Omit the pictures and print exactly the lines of the listing below, starting at the first and ending at the line containing "import React from".

Rows from a dataset of pages and code
-- begin --

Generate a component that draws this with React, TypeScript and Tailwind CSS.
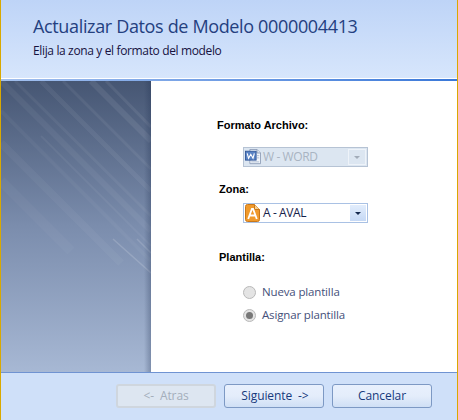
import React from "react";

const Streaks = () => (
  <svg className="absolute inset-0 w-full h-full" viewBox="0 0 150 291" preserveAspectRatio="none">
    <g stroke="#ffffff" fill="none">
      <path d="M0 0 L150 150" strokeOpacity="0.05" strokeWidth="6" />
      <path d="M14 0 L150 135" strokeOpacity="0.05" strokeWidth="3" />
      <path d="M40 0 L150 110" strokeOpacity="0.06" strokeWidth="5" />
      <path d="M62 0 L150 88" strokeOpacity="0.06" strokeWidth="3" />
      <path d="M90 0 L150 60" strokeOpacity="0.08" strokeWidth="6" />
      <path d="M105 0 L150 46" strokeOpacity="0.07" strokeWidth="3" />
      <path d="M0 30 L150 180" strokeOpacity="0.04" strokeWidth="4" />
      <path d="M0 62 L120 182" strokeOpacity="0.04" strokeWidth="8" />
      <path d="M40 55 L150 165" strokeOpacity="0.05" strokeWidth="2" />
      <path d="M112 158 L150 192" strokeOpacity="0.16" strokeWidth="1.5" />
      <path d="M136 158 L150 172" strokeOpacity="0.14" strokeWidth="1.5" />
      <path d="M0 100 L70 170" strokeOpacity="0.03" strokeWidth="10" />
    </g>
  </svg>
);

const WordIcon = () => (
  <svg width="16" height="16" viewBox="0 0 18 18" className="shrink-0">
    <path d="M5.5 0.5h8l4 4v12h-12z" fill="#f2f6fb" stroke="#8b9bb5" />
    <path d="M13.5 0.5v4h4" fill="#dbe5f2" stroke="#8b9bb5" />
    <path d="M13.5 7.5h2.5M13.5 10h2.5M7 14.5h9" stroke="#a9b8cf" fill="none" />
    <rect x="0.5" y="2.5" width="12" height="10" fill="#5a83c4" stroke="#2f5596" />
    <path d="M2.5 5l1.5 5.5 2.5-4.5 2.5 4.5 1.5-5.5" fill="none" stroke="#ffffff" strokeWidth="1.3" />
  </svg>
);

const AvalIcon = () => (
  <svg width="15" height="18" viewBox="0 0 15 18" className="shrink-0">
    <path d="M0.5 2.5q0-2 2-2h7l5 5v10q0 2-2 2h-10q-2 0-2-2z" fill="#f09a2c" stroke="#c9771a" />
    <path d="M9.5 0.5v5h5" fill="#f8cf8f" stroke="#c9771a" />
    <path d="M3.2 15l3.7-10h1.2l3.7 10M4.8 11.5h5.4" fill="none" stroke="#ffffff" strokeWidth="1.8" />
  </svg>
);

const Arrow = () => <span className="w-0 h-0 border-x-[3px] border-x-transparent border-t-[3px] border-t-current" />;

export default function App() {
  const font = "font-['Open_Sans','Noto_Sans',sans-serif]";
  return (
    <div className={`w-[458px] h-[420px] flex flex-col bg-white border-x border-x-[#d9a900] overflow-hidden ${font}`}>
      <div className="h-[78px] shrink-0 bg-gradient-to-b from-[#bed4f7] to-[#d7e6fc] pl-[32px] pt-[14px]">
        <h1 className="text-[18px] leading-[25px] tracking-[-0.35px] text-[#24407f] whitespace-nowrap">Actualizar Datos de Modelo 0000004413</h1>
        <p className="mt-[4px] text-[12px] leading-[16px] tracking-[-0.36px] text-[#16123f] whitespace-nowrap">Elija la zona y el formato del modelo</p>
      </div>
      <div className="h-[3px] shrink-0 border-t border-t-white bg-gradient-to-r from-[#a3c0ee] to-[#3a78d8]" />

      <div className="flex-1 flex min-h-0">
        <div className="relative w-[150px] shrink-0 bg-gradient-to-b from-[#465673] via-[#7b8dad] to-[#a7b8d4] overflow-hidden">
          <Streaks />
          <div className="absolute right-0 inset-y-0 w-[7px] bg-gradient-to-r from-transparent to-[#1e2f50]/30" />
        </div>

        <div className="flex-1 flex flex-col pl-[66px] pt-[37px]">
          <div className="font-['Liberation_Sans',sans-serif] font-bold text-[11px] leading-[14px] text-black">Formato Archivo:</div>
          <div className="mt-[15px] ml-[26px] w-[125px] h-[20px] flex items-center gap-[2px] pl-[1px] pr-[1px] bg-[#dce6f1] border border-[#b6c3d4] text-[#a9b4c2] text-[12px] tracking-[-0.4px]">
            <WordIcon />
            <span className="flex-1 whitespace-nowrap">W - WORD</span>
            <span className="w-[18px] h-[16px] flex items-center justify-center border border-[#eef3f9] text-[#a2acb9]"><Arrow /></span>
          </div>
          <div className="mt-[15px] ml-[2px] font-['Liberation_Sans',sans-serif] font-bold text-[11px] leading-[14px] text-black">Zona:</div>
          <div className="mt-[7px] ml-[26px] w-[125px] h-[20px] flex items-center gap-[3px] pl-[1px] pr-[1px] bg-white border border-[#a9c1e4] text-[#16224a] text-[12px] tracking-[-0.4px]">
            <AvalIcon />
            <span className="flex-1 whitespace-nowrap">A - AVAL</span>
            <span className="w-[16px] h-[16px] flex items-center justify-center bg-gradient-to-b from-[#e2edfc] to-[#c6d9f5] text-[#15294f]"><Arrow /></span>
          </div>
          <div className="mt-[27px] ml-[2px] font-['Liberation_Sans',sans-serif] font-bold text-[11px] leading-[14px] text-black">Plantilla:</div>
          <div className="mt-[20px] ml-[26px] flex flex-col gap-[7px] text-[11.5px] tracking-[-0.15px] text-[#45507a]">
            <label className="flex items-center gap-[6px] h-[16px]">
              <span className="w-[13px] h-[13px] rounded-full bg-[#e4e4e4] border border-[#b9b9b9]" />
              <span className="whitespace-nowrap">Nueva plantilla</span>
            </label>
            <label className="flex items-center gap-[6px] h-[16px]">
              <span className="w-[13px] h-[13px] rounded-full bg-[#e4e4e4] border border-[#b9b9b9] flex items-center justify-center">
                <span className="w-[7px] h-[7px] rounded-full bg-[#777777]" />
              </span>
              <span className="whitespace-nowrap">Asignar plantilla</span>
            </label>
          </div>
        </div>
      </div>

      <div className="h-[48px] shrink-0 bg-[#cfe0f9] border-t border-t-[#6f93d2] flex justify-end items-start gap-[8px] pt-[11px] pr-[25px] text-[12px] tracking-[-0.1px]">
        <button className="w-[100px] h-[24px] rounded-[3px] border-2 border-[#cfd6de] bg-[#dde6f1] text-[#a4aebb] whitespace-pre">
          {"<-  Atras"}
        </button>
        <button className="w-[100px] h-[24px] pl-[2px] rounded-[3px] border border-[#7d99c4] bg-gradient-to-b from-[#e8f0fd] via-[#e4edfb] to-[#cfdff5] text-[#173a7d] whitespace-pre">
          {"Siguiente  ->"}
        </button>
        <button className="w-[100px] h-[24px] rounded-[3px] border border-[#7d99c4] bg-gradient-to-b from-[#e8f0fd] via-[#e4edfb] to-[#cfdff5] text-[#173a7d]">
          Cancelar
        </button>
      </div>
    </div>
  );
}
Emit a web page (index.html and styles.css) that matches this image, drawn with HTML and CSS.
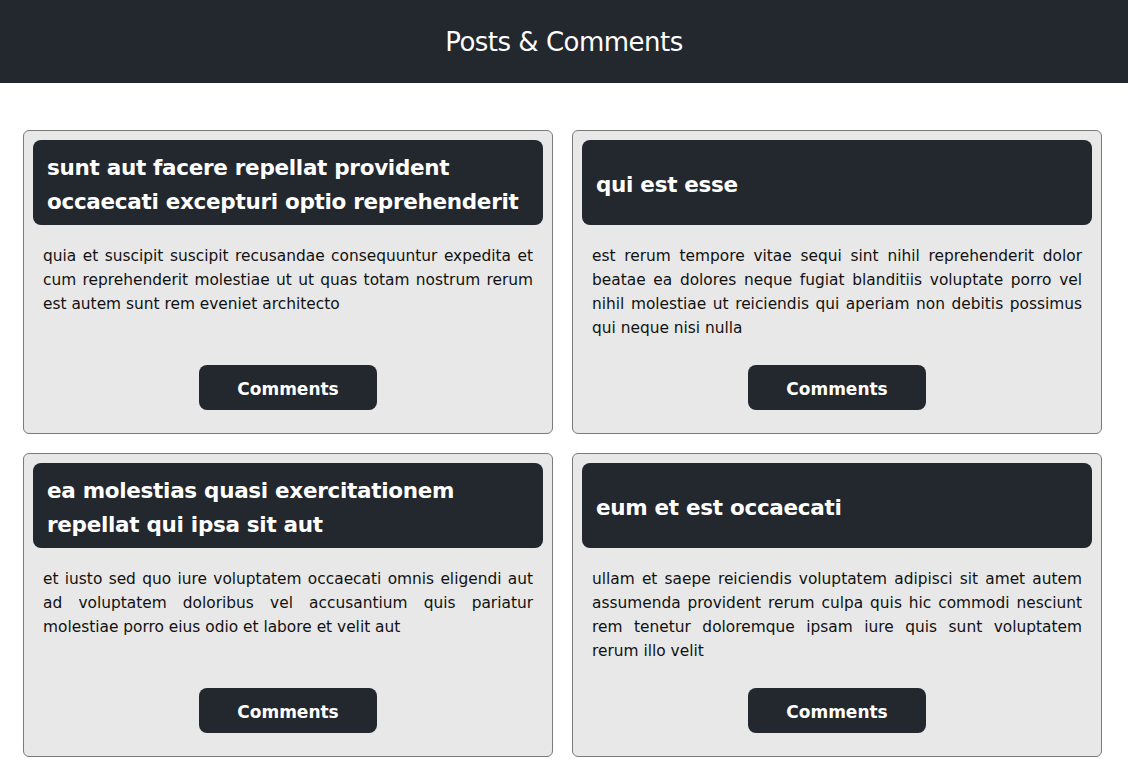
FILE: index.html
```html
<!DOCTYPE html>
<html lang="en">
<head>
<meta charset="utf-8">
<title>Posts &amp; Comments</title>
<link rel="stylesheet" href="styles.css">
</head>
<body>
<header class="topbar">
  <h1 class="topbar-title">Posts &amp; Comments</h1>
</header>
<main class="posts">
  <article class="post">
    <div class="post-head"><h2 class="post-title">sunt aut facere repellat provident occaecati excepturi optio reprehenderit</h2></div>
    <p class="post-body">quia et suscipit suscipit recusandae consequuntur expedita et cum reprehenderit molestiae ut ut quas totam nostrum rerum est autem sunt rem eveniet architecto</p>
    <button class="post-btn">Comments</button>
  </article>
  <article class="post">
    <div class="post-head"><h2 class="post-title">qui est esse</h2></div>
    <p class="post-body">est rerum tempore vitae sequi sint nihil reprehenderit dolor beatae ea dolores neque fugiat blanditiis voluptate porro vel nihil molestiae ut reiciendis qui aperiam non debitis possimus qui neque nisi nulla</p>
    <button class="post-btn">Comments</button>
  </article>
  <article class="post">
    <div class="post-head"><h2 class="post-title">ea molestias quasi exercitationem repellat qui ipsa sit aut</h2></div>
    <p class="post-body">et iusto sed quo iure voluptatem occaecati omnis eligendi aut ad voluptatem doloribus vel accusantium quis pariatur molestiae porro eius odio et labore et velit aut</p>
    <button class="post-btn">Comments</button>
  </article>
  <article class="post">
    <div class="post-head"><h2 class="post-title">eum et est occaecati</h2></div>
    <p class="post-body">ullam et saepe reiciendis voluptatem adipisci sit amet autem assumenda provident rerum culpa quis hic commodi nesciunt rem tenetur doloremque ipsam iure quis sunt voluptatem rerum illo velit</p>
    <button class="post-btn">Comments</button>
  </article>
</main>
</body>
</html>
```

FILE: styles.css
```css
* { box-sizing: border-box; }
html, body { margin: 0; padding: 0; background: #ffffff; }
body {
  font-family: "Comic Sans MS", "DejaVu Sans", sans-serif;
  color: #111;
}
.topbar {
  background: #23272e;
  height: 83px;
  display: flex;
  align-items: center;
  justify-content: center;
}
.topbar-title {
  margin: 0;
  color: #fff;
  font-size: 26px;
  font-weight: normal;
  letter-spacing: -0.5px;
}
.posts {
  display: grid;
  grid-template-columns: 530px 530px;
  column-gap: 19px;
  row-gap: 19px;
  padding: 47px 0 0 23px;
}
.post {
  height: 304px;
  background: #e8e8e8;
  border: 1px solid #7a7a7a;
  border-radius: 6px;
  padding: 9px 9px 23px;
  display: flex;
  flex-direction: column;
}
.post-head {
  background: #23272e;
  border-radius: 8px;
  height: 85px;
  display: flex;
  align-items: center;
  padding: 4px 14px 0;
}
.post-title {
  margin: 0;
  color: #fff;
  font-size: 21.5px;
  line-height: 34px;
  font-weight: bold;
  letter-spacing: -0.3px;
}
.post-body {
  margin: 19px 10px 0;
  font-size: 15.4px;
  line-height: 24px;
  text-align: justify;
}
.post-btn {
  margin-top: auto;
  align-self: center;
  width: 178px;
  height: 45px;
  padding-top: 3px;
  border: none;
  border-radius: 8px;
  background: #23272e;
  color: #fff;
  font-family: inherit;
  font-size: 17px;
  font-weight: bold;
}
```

-- end --

▸ SOLUTION TO THIS TASK
Generate a component that draws this with React, TypeScript and Tailwind CSS.
import React from "react";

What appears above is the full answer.